Louis MALLE – France 1966 2h – avec Jean Paul Belmondo, Geneviève Bujold, Marie Dubois, Julien Guiomar, Charles Denner, Françoise Fabian, Marlène Jobert, Martine Sarcey, Paul le Person, Bernadette Lafont… Scénario de Jean-Claude Carrière et Louis Malle, d’après le roman de Georges Darien.
Du 07/12/22 au 27/12/22
Que le grand cric me croque, saperlipopette ! J’avais oublié que Belmondo avait été un aussi grand acteur : il est ici superbe d’intensité retenue, de douleur goguenarde, en malfrat sans dieu ni maître, en séducteur désabusé et dilettante dont l’amoralité n’a d’égale que son habileté à détrousser son propre clan : une bourgeoisie confite qui lui inspire un dégoût viscéral. J’avais oublié qu’elles étaient aussi belles : Geneviève Bujold, Marlène Jobert, Marie Dubois, Françoise Fabian, Bernadette Lafont… sublimes dans leurs atours valorisants de jeunes bourgeoises ou de femmes légères d’une fin de xixe siècle fabuleusement filmée par un Louis Malle à son meilleur. Par Belzebuth, qu’il était drôle Julien Guiomar en faux prélat reconverti dans la cambriole, qu’il était saisissant Charles Denner, dans son personnage fugace mais inoubliable de truand anarchiste qui vient défier un ordre qu’il vomit et une mort qu’il refuse de fuir ! Bref j’avais oublié que Le Voleur était un film magnifique. Si ça se trouve, vous aussi…

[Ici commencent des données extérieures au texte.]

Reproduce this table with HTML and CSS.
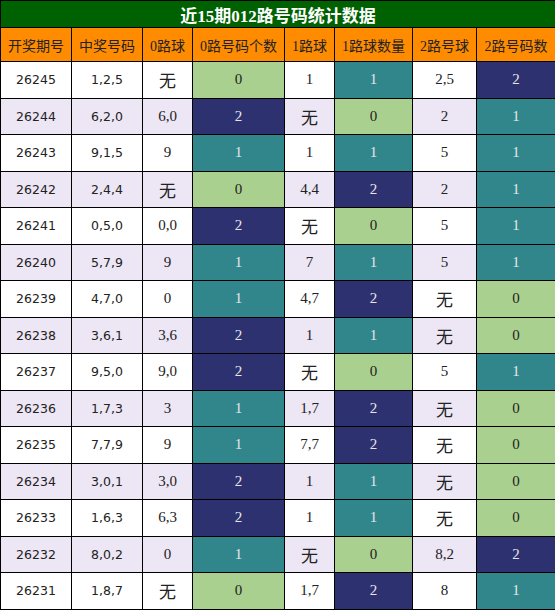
FILE: index.html
```html
<!DOCTYPE html>
<html lang="zh">
<head>
    <meta charset="UTF-8">
    <title>近15期012路号码统计数据</title>
    <link rel="stylesheet" href="styles.css">
</head>
<body>
    <table class="stats">
        <colgroup>
            <col class="c1"><col class="c2"><col class="c3"><col class="c4">
            <col class="c5"><col class="c6"><col class="c7"><col class="c8">
        </colgroup>
        <tr class="title-row">
            <th colspan="8">近15期012路号码统计数据</th>
        </tr>
        <tr class="head-row">
            <th>开奖期号</th>
            <th>中奖号码</th>
            <th>0路球</th>
            <th>0路号码个数</th>
            <th>1路球</th>
            <th>1路球数量</th>
            <th>2路号球</th>
            <th>2路号码数</th>
        </tr>
        <tr>
            <td class="sans">26245</td><td class="sans">1,2,5</td><td class="none">无</td><td class="g">0</td>
            <td>1</td><td class="t">1</td><td>2,5</td><td class="n">2</td>
        </tr>
        <tr class="alt">
            <td class="sans">26244</td><td class="sans">6,2,0</td><td>6,0</td><td class="n">2</td>
            <td class="none">无</td><td class="g">0</td><td>2</td><td class="t">1</td>
        </tr>
        <tr>
            <td class="sans">26243</td><td class="sans">9,1,5</td><td>9</td><td class="t">1</td>
            <td>1</td><td class="t">1</td><td>5</td><td class="t">1</td>
        </tr>
        <tr class="alt">
            <td class="sans">26242</td><td class="sans">2,4,4</td><td class="none">无</td><td class="g">0</td>
            <td>4,4</td><td class="n">2</td><td>2</td><td class="t">1</td>
        </tr>
        <tr>
            <td class="sans">26241</td><td class="sans">0,5,0</td><td>0,0</td><td class="n">2</td>
            <td class="none">无</td><td class="g">0</td><td>5</td><td class="t">1</td>
        </tr>
        <tr class="alt">
            <td class="sans">26240</td><td class="sans">5,7,9</td><td>9</td><td class="t">1</td>
            <td>7</td><td class="t">1</td><td>5</td><td class="t">1</td>
        </tr>
        <tr>
            <td class="sans">26239</td><td class="sans">4,7,0</td><td>0</td><td class="t">1</td>
            <td>4,7</td><td class="n">2</td><td class="none">无</td><td class="g">0</td>
        </tr>
        <tr class="alt">
            <td class="sans">26238</td><td class="sans">3,6,1</td><td>3,6</td><td class="n">2</td>
            <td>1</td><td class="t">1</td><td class="none">无</td><td class="g">0</td>
        </tr>
        <tr>
            <td class="sans">26237</td><td class="sans">9,5,0</td><td>9,0</td><td class="n">2</td>
            <td class="none">无</td><td class="g">0</td><td>5</td><td class="t">1</td>
        </tr>
        <tr class="alt">
            <td class="sans">26236</td><td class="sans">1,7,3</td><td>3</td><td class="t">1</td>
            <td>1,7</td><td class="n">2</td><td class="none">无</td><td class="g">0</td>
        </tr>
        <tr>
            <td class="sans">26235</td><td class="sans">7,7,9</td><td>9</td><td class="t">1</td>
            <td>7,7</td><td class="n">2</td><td class="none">无</td><td class="g">0</td>
        </tr>
        <tr class="alt">
            <td class="sans">26234</td><td class="sans">3,0,1</td><td>3,0</td><td class="n">2</td>
            <td>1</td><td class="t">1</td><td class="none">无</td><td class="g">0</td>
        </tr>
        <tr>
            <td class="sans">26233</td><td class="sans">1,6,3</td><td>6,3</td><td class="n">2</td>
            <td>1</td><td class="t">1</td><td class="none">无</td><td class="g">0</td>
        </tr>
        <tr class="alt">
            <td class="sans">26232</td><td class="sans">8,0,2</td><td>0</td><td class="t">1</td>
            <td class="none">无</td><td class="g">0</td><td>8,2</td><td class="n">2</td>
        </tr>
        <tr>
            <td class="sans">26231</td><td class="sans">1,8,7</td><td class="none">无</td><td class="g">0</td>
            <td>1,7</td><td class="n">2</td><td>8</td><td class="t">1</td>
        </tr>
    </table>
</body>
</html>
```

FILE: styles.css
```css
body {
    margin: 0;
    padding: 0;
    background-color: #fff;
}

.stats {
    width: 555px;
    border-collapse: collapse;
    table-layout: fixed;
    font-family: "Liberation Serif", "Noto Sans CJK SC", serif;
    color: #222;
}

.c1 { width: 71px; }
.c2 { width: 71px; }
.c3 { width: 50px; }
.c4 { width: 92px; }
.c5 { width: 50px; }
.c6 { width: 78px; }
.c7 { width: 64px; }
.c8 { width: 79px; }

.stats th,
.stats td {
    border: 1.5px solid #000;
    text-align: center;
    padding: 0;
}

.title-row th {
    height: 26px;
    background-color: #006100;
    color: #fff;
    font-size: 17px;
    font-weight: bold;
}

.head-row th {
    height: 33px;
    background-color: #ff8c00;
    color: #222;
    font-size: 14px;
    font-weight: normal;
}

.stats td {
    height: 35.5px;
    font-size: 15px;
    background-color: #fff;
}

.stats tr.alt td {
    background-color: #ede6f5;
}

.stats td.sans {
    font-family: "DejaVu Sans", "Liberation Sans", sans-serif;
    font-size: 12.5px;
}

.stats td.none {
    font-family: "Noto Sans CJK SC", sans-serif;
    font-size: 17px;
}

.stats td.g,
.stats tr.alt td.g {
    background-color: #a9d08e;
    color: #222;
}

.stats td.t,
.stats tr.alt td.t {
    background-color: #31868b;
    color: #e6e6e6;
}

.stats td.n,
.stats tr.alt td.n {
    background-color: #2e3170;
    color: #e6e6e6;
}
```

Une sombre nuit, Georges Randal entre par effraction dans une maison bourgeoise. Le geste est sûr, la routine a eu raison de l’excitation des premières fois et dans la pénombre, Georges Randal, cambrioleur revenu de tout, se souvient : orphelin adopté par un oncle plein aux as, il a commis son premier cambriolage par défi envers ce tuteur qu’il n’aimait pas et qui le lui rendait bien, et envers sa belle cousine Charlotte qui l’avait snobé. Puis il y a prit goût, surtout après avoir rencontré le très cynique abbé Lamargelle, qui le fait pénétrer dans le milieu troublant des prostituées, des cambrioleurs, des anarchistes : il est alors devenu un maître dans son domaine.
On pourrait penser à Arsène Lupin, à la chanson de Dutronc : le film a aussi cette coloration d’élégante nostalgie. Mais diable non ! Ce cambrioleur-là n’a rien d’un gentleman : il opère avec une distance froide et désenchantée, il prend un malin plaisir à saccager le mobilier avec une sorte de rage sourde. Une façon de se venger de son milieu d’origine, de régler ses comptes avec une bourgeoisie qu’il méprise : « Je fais un sale métier, mais j’ai une excuse, je le fais salement »…
De plus en plus audacieux, ses vols sont de plus en plus lucratifs. Mais même après avoir réussi à récupérer la fortune de son oncle et sa jolie cousine (délicieuse Geneviève Bujold, tout en fausse ingénuité) il continuera, sans nécessité matérielle aucune, de faire « salement son sale métier »…
C’est l’adaptation du sulfureux roman de Georges Darien, que Belmondo adorait ; et Louis Malle se reconnaissait dans ce Georges Randal issu, comme lui, d’un milieu aisé et conventionnel : « nous avions rompu avec lui par la révolte, la colère, le désir de se venger et de le détruire » dit-il, se liant par ce « nous » à son héros. Mais pour autant, le Randal de Malle n’est pas un contestataire, plutôt un individualiste froid qui n’espère rien, ne rêve pas, ne s’engage pas. Avec l’aide de son scénariste Jean-Claude Carrière, Louis Malle excelle dans la description d’une société cupide, uniquement intéressée par l’argent mais finalement, si Randal sert de révélateur à ses turpitudes, il continue à vivre avec. Quarante-cinq ans après sa sortie, on a comme qui dirait le curieux sentiment que tout ce que nous raconte ce film est toujours d’actualité.